--- Start Data lines ---
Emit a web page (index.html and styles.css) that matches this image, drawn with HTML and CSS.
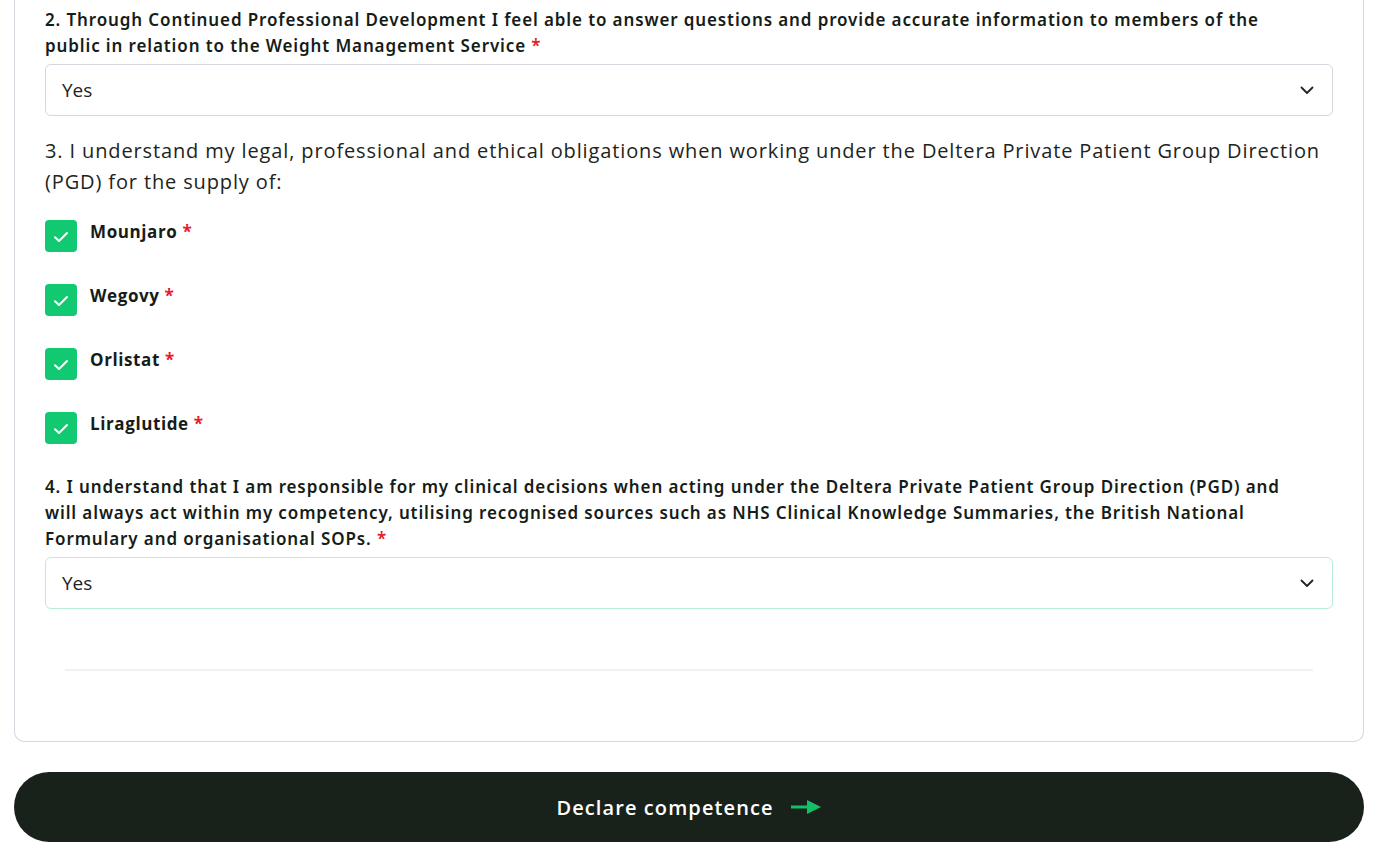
FILE: index.html
```html
<!DOCTYPE html>
<html lang="en">
<head>
<meta charset="utf-8">
<link rel="stylesheet" href="styles.css">
</head>
<body>
<div class="page">
  <div class="card">
    <div class="field">
      <label class="q-label">2. Through Continued Professional Development I feel able to answer questions and provide accurate information to members of the public in relation to the Weight Management Service <span class="req">*</span></label>
      <div class="select">
        <span>Yes</span>
        <svg class="chev" width="14" height="9" viewBox="0 0 14 9"><path d="M1.5 1.5 L7 7 L12.5 1.5" fill="none" stroke="#1f2328" stroke-width="1.8" stroke-linecap="round" stroke-linejoin="round"/></svg>
      </div>
    </div>
    <div class="field">
      <p class="q-plain">3. I understand my legal, professional and ethical obligations when working under the Deltera Private Patient Group Direction (PGD) for the supply of:</p>
      <div class="checks">
        <div class="check-row"><span class="box"><svg width="16" height="12" viewBox="0 0 16 12"><path d="M2 6.2 L6 10 L14 2" fill="none" stroke="#fff" stroke-width="2" stroke-linecap="round" stroke-linejoin="round"/></svg></span><span class="c-label">Mounjaro <span class="req">*</span></span></div>
        <div class="check-row"><span class="box"><svg width="16" height="12" viewBox="0 0 16 12"><path d="M2 6.2 L6 10 L14 2" fill="none" stroke="#fff" stroke-width="2" stroke-linecap="round" stroke-linejoin="round"/></svg></span><span class="c-label">Wegovy <span class="req">*</span></span></div>
        <div class="check-row"><span class="box"><svg width="16" height="12" viewBox="0 0 16 12"><path d="M2 6.2 L6 10 L14 2" fill="none" stroke="#fff" stroke-width="2" stroke-linecap="round" stroke-linejoin="round"/></svg></span><span class="c-label">Orlistat <span class="req">*</span></span></div>
        <div class="check-row"><span class="box"><svg width="16" height="12" viewBox="0 0 16 12"><path d="M2 6.2 L6 10 L14 2" fill="none" stroke="#fff" stroke-width="2" stroke-linecap="round" stroke-linejoin="round"/></svg></span><span class="c-label">Liraglutide <span class="req">*</span></span></div>
      </div>
    </div>
    <div class="field">
      <label class="q-label">4. I understand that I am responsible for my clinical decisions when acting under the Deltera Private Patient Group Direction (PGD) and will always act within my competency, utilising recognised sources such as NHS Clinical Knowledge Summaries, the British National Formulary and organisational SOPs. <span class="req">*</span></label>
      <div class="select focused">
        <span>Yes</span>
        <svg class="chev" width="14" height="9" viewBox="0 0 14 9"><path d="M1.5 1.5 L7 7 L12.5 1.5" fill="none" stroke="#1f2328" stroke-width="1.8" stroke-linecap="round" stroke-linejoin="round"/></svg>
      </div>
    </div>
    <div class="divider"></div>
  </div>
  <button class="submit">Declare competence <svg width="32" height="16" viewBox="0 0 32 16"><path d="M1 8 H18" stroke="#12c06a" stroke-width="3"/><path d="M17 1 L31 8 L17 15 Z" fill="#12c06a"/></svg></button>
</div>
</body>
</html>
```
FILE: styles.css
```css
* { box-sizing: border-box; }
html, body { margin: 0; padding: 0; background: #fff; }
body { font-family: "Open Sans", "Noto Sans", sans-serif; color: #161c18; }
.page { padding: 0 20px 26px 14px; }
.card {
  border: 1px solid #d4d7de;
  border-top: none;
  border-radius: 0 0 10px 10px;
  padding: 7px 30px 70px 30px;
}
.field { display: flex; flex-direction: column; }
.q-label {
  display: block;
  font-family: "Noto Sans", sans-serif;
  font-weight: 600;
  font-size: 17px;
  line-height: 26px;
  letter-spacing: 0.88px;
  color: #161c18;
  max-width: 1246px;
  margin-bottom: 5px;
}
.req { color: #e5202e; letter-spacing: 0; }
.select {
  height: 52px;
  border: 1px solid #d4d7de;
  border-radius: 6px;
  display: flex;
  align-items: center;
  justify-content: space-between;
  padding: 0 18px 0 16px;
  font-family: "Open Sans", sans-serif;
  font-size: 19px;
  color: #1f2328;
}
.select.focused { border-color: #b8efd4; }
.q-plain {
  margin: 19px 0 0;
  font-size: 20px;
  line-height: 31px;
  letter-spacing: 0.87px;
  color: #1d2420;
}
.checks { display: flex; flex-direction: column; gap: 32px; margin-top: 23px; margin-bottom: 30px; }
.check-row { display: flex; align-items: flex-start; gap: 13px; }
.box {
  width: 32px; height: 32px;
  background: #10c971;
  border-radius: 4px;
  display: flex; align-items: center; justify-content: center;
  flex: none;
}
.box svg { margin-top: 2px; }
.c-label { font-weight: 700; font-size: 17px; line-height: 24px; letter-spacing: 0.6px; color: #161c18; }
.divider { height: 2px; background: #f0f1f2; margin: 60px 20px 0; }
.submit {
  margin-top: 30px;
  width: 100%;
  height: 70px;
  border: none;
  border-radius: 35px;
  background: #18221a;
  color: #fff;
  font-family: "Open Sans", sans-serif;
  font-weight: 600;
  font-size: 20px;
  letter-spacing: 1.1px;
  display: flex; align-items: center; justify-content: center; gap: 16px;
  cursor: pointer;
}
```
--- End Data lines ---
Aim: Restate the whole listing above exactly, except for its images.

Correct result:
Emit a web page (index.html and styles.css) that matches this image, drawn with HTML and CSS.
FILE: index.html
```html
<!DOCTYPE html>
<html lang="en">
<head>
<meta charset="utf-8">
<link rel="stylesheet" href="styles.css">
</head>
<body>
<div class="page">
  <div class="card">
    <div class="field">
      <label class="q-label">2. Through Continued Professional Development I feel able to answer questions and provide accurate information to members of the public in relation to the Weight Management Service <span class="req">*</span></label>
      <div class="select">
        <span>Yes</span>
        <svg class="chev" width="14" height="9" viewBox="0 0 14 9"><path d="M1.5 1.5 L7 7 L12.5 1.5" fill="none" stroke="#1f2328" stroke-width="1.8" stroke-linecap="round" stroke-linejoin="round"/></svg>
      </div>
    </div>
    <div class="field">
      <p class="q-plain">3. I understand my legal, professional and ethical obligations when working under the Deltera Private Patient Group Direction (PGD) for the supply of:</p>
      <div class="checks">
        <div class="check-row"><span class="box"><svg width="16" height="12" viewBox="0 0 16 12"><path d="M2 6.2 L6 10 L14 2" fill="none" stroke="#fff" stroke-width="2" stroke-linecap="round" stroke-linejoin="round"/></svg></span><span class="c-label">Mounjaro <span class="req">*</span></span></div>
        <div class="check-row"><span class="box"><svg width="16" height="12" viewBox="0 0 16 12"><path d="M2 6.2 L6 10 L14 2" fill="none" stroke="#fff" stroke-width="2" stroke-linecap="round" stroke-linejoin="round"/></svg></span><span class="c-label">Wegovy <span class="req">*</span></span></div>
        <div class="check-row"><span class="box"><svg width="16" height="12" viewBox="0 0 16 12"><path d="M2 6.2 L6 10 L14 2" fill="none" stroke="#fff" stroke-width="2" stroke-linecap="round" stroke-linejoin="round"/></svg></span><span class="c-label">Orlistat <span class="req">*</span></span></div>
        <div class="check-row"><span class="box"><svg width="16" height="12" viewBox="0 0 16 12"><path d="M2 6.2 L6 10 L14 2" fill="none" stroke="#fff" stroke-width="2" stroke-linecap="round" stroke-linejoin="round"/></svg></span><span class="c-label">Liraglutide <span class="req">*</span></span></div>
      </div>
    </div>
    <div class="field">
      <label class="q-label">4. I understand that I am responsible for my clinical decisions when acting under the Deltera Private Patient Group Direction (PGD) and will always act within my competency, utilising recognised sources such as NHS Clinical Knowledge Summaries, the British National Formulary and organisational SOPs. <span class="req">*</span></label>
      <div class="select focused">
        <span>Yes</span>
        <svg class="chev" width="14" height="9" viewBox="0 0 14 9"><path d="M1.5 1.5 L7 7 L12.5 1.5" fill="none" stroke="#1f2328" stroke-width="1.8" stroke-linecap="round" stroke-linejoin="round"/></svg>
      </div>
    </div>
    <div class="divider"></div>
  </div>
  <button class="submit">Declare competence <svg width="32" height="16" viewBox="0 0 32 16"><path d="M1 8 H18" stroke="#12c06a" stroke-width="3"/><path d="M17 1 L31 8 L17 15 Z" fill="#12c06a"/></svg></button>
</div>
</body>
</html>
```
FILE: styles.css
```css
* { box-sizing: border-box; }
html, body { margin: 0; padding: 0; background: #fff; }
body { font-family: "Open Sans", "Noto Sans", sans-serif; color: #161c18; }
.page { padding: 0 20px 26px 14px; }
.card {
  border: 1px solid #d4d7de;
  border-top: none;
  border-radius: 0 0 10px 10px;
  padding: 7px 30px 70px 30px;
}
.field { display: flex; flex-direction: column; }
.q-label {
  display: block;
  font-family: "Noto Sans", sans-serif;
  font-weight: 600;
  font-size: 17px;
  line-height: 26px;
  letter-spacing: 0.88px;
  color: #161c18;
  max-width: 1246px;
  margin-bottom: 5px;
}
.req { color: #e5202e; letter-spacing: 0; }
.select {
  height: 52px;
  border: 1px solid #d4d7de;
  border-radius: 6px;
  display: flex;
  align-items: center;
  justify-content: space-between;
  padding: 0 18px 0 16px;
  font-family: "Open Sans", sans-serif;
  font-size: 19px;
  color: #1f2328;
}
.select.focused { border-color: #b8efd4; }
.q-plain {
  margin: 19px 0 0;
  font-size: 20px;
  line-height: 31px;
  letter-spacing: 0.87px;
  color: #1d2420;
}
.checks { display: flex; flex-direction: column; gap: 32px; margin-top: 23px; margin-bottom: 30px; }
.check-row { display: flex; align-items: flex-start; gap: 13px; }
.box {
  width: 32px; height: 32px;
  background: #10c971;
  border-radius: 4px;
  display: flex; align-items: center; justify-content: center;
  flex: none;
}
.box svg { margin-top: 2px; }
.c-label { font-weight: 700; font-size: 17px; line-height: 24px; letter-spacing: 0.6px; color: #161c18; }
.divider { height: 2px; background: #f0f1f2; margin: 60px 20px 0; }
.submit {
  margin-top: 30px;
  width: 100%;
  height: 70px;
  border: none;
  border-radius: 35px;
  background: #18221a;
  color: #fff;
  font-family: "Open Sans", sans-serif;
  font-weight: 600;
  font-size: 20px;
  letter-spacing: 1.1px;
  display: flex; align-items: center; justify-content: center; gap: 16px;
  cursor: pointer;
}
```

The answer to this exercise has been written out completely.